The snap above shows the hot-spring footbath–an onsen for feet.

The Picasso pavilion was closed for renovation. I snapped it because of its big Hollywood letters. The figure in front, called the flower who walks, La Fleur qui Marche, is by Fernand Léger. Like the Miró, also above, its colours have been kept as bright and clean as if it was just done.

This tower is Gabriel Loire’s Symphonic Sculpture, from which the views of cloud sweeping the hills around above are snapped too.

And the first of the Henry Moores, to be continued… by the biggest collection I have seen anywhere.

Antony Gormley lies prostrate in there too.

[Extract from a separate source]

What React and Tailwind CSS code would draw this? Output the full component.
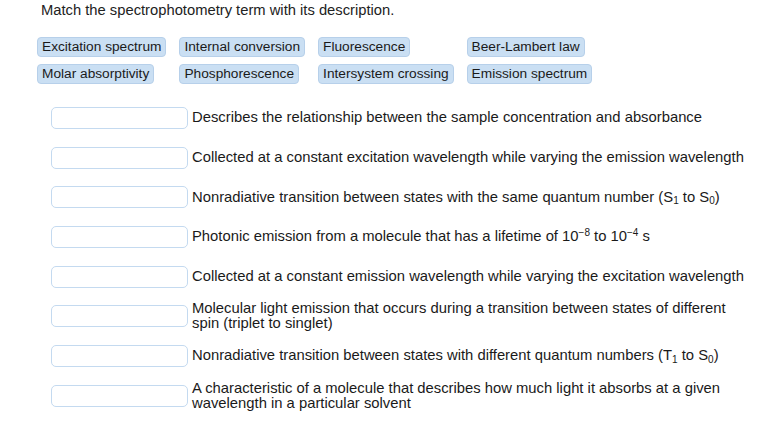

The Hand of God — Carl Miles, raising the question, and figuring the raising of the question, of taste.

These are Barry Flanagan’s The Boxing Ones–with a vista behind giving a sense of the scale of the place.

Giuliano Vangi’s Grande Racconto recalls us to the hilltop behind Kosan-ji in Ikuchijima, on the Seto Sea, where the whole hill is Carrara marble, 5,000 square metres of it. It is dazzling white enough to give sunstroke–I had to buy a hat after that–perhaps dazzled with the glare of its title, as it is called Maraishin no Oka, Englished as Heights of Eternal Hope for the Future by the sculptor from Hiroshima, Kazuto Kuetani. Here: at squarewhiteworld

Ryoji Goto’s Intersecting Space Construction recalls us to the imbrication of human subjects–like interlocking rooftiles.

We leave Hakone Open-Air Museum having not seen the Picassos, hoping to return perhaps tomorrow… as this substantial collection is being temporarily housed in the gallery where we enter… the one with the big name being closed… and I do not show here the indoor exhibitions, featuring a Giorgio de Chirico sculpture, an Yves Klein blue relief work, with gold figures, Giacometti’s thin woman without arms, Femme Mince sans Bras, captivating, some of which can be seen here: https://www.hakone-oam.or.jp/en/exhibitions/article_reg.cgi?id=829688

The Tonzan back as far as our stop, Tonosawa–the path along the hillside, descending to Ichinoyu Honkan–we check in at last to the most beautiful room we have stayed in, of beautiful humanscale proportions, on the corner of the 400 year-old building, overlooking the river, itself curving around our room, with a private onsen in our room. And we go out searching for dinner. We find a place with the TV on, playing the incomprehensible–to us–reality shows we have seen before–still incomprehensible–and the bowed-over ancient proprietor welcomes us, instructs us on dining etiquette at one point, while his equally ancient, but less bowed-over wife cooks for us. There is for a time nobody else there, but two guys drinking beer and chuhai from enormous glasses, who soon leave. Then a traveler enters in a summer suit with a straw hat and engages the proprietor in a discussion which could as easily have been about the races or rice crops as about the new Emperor.